_EXERCISE DESCRIPTION_:
Scan the records for the string "screenshot"; copy each line where it occurs.

>> begin DATA SHOWN

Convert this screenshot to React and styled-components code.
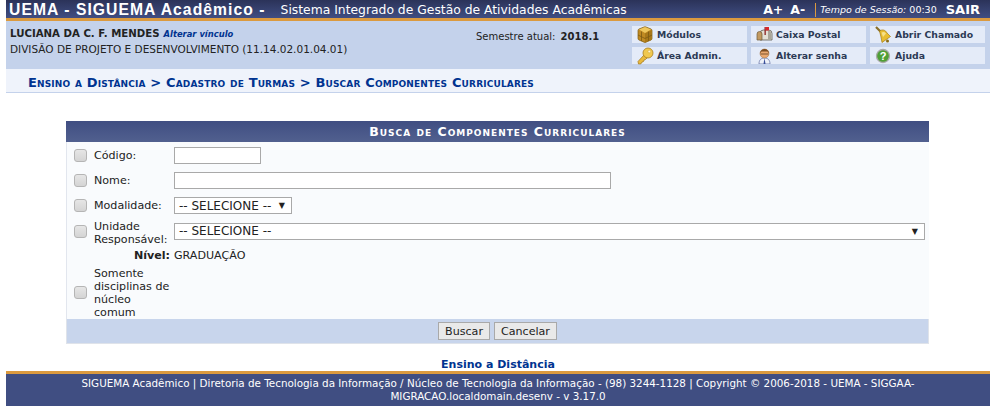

>> end DATA SHOWN
>> begin DATA SHOWN

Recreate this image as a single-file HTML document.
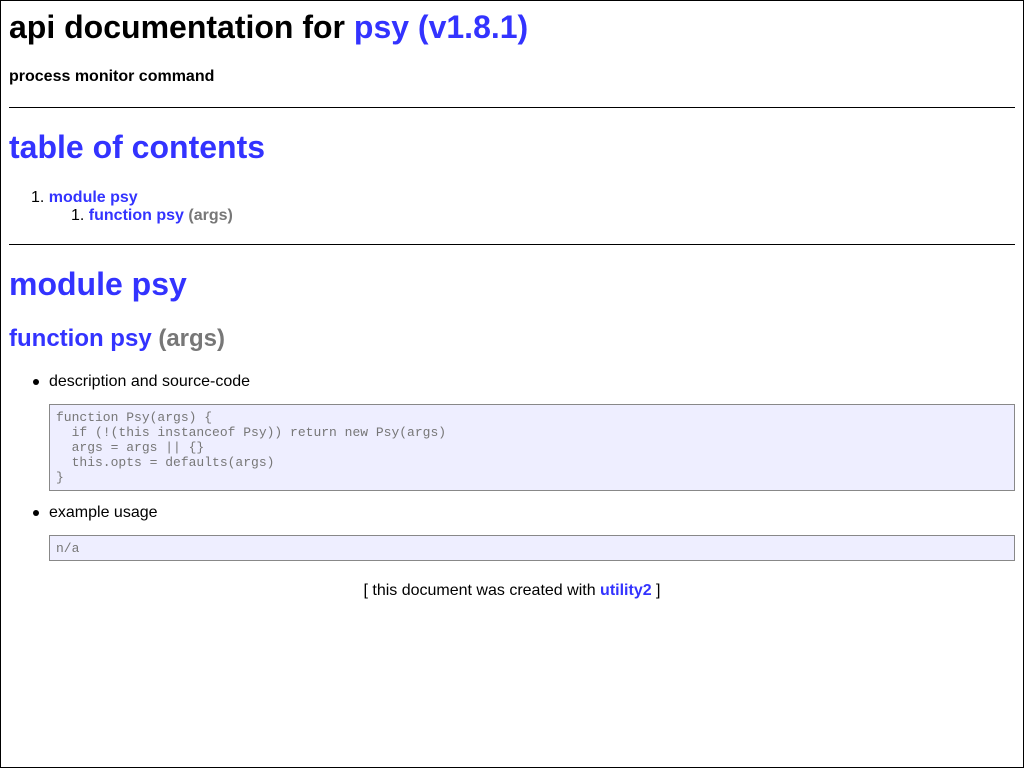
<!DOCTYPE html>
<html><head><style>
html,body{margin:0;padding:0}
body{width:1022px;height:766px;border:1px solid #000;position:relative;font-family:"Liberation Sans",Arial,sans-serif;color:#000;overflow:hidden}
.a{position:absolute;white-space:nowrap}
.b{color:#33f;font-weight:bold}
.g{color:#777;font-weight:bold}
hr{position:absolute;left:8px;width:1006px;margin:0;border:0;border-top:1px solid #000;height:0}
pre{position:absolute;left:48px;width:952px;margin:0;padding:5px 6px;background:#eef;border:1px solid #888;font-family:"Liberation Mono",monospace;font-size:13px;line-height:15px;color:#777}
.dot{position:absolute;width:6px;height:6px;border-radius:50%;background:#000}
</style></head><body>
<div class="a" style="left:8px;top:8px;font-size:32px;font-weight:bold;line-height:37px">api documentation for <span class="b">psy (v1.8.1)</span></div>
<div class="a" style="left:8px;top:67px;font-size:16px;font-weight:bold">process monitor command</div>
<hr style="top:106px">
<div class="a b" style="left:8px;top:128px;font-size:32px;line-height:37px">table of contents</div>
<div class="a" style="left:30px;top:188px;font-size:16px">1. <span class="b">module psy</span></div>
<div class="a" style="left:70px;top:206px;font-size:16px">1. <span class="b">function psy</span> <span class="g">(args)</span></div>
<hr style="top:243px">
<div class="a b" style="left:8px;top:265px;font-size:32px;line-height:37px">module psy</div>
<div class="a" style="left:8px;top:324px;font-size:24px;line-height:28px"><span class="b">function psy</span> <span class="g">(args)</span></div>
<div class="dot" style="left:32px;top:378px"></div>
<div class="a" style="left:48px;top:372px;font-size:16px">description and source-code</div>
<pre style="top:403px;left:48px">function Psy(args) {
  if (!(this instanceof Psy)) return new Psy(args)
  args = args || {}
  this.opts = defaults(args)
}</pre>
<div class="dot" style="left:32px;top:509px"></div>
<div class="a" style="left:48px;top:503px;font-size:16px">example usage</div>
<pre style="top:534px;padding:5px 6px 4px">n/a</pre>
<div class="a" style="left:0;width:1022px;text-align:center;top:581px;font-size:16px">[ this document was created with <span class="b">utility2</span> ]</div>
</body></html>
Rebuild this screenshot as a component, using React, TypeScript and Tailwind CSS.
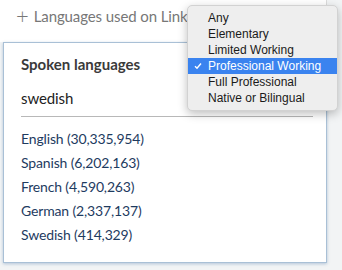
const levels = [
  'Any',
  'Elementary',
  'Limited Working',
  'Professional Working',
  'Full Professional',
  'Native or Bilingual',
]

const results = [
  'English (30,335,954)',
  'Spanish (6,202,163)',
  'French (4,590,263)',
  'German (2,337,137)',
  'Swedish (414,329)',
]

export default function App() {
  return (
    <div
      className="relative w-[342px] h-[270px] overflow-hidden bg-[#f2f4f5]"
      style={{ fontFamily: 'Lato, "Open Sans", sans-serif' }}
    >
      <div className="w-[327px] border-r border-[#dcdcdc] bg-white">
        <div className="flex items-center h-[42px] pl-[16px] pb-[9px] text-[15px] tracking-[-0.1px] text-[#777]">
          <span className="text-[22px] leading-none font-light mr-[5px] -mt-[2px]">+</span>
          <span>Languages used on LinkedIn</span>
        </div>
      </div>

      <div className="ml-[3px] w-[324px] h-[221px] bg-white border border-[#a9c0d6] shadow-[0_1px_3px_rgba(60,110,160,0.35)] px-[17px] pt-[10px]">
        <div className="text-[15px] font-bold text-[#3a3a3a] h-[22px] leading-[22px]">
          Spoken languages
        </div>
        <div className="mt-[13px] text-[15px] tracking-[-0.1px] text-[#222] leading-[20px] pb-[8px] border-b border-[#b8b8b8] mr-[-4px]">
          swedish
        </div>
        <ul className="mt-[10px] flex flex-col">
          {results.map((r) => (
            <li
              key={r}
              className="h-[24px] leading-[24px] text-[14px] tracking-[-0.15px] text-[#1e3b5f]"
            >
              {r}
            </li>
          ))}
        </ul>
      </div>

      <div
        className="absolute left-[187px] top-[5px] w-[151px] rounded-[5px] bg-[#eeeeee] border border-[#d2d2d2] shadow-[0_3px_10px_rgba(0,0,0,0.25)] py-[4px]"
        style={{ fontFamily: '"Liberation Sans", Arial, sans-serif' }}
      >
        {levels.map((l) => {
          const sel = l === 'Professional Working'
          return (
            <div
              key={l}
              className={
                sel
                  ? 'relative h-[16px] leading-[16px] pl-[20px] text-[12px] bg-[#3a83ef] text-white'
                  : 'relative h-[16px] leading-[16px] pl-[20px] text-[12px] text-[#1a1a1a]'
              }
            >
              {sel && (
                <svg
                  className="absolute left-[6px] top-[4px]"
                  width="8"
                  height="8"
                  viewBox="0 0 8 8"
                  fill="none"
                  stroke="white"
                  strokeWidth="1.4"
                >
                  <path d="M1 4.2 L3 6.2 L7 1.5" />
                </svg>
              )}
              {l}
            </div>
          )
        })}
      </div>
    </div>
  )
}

>> end DATA SHOWN

_COMPLETE OUTPUT_:
Convert this screenshot to React and styled-components code.
Rebuild this screenshot as a component, using React, TypeScript and Tailwind CSS.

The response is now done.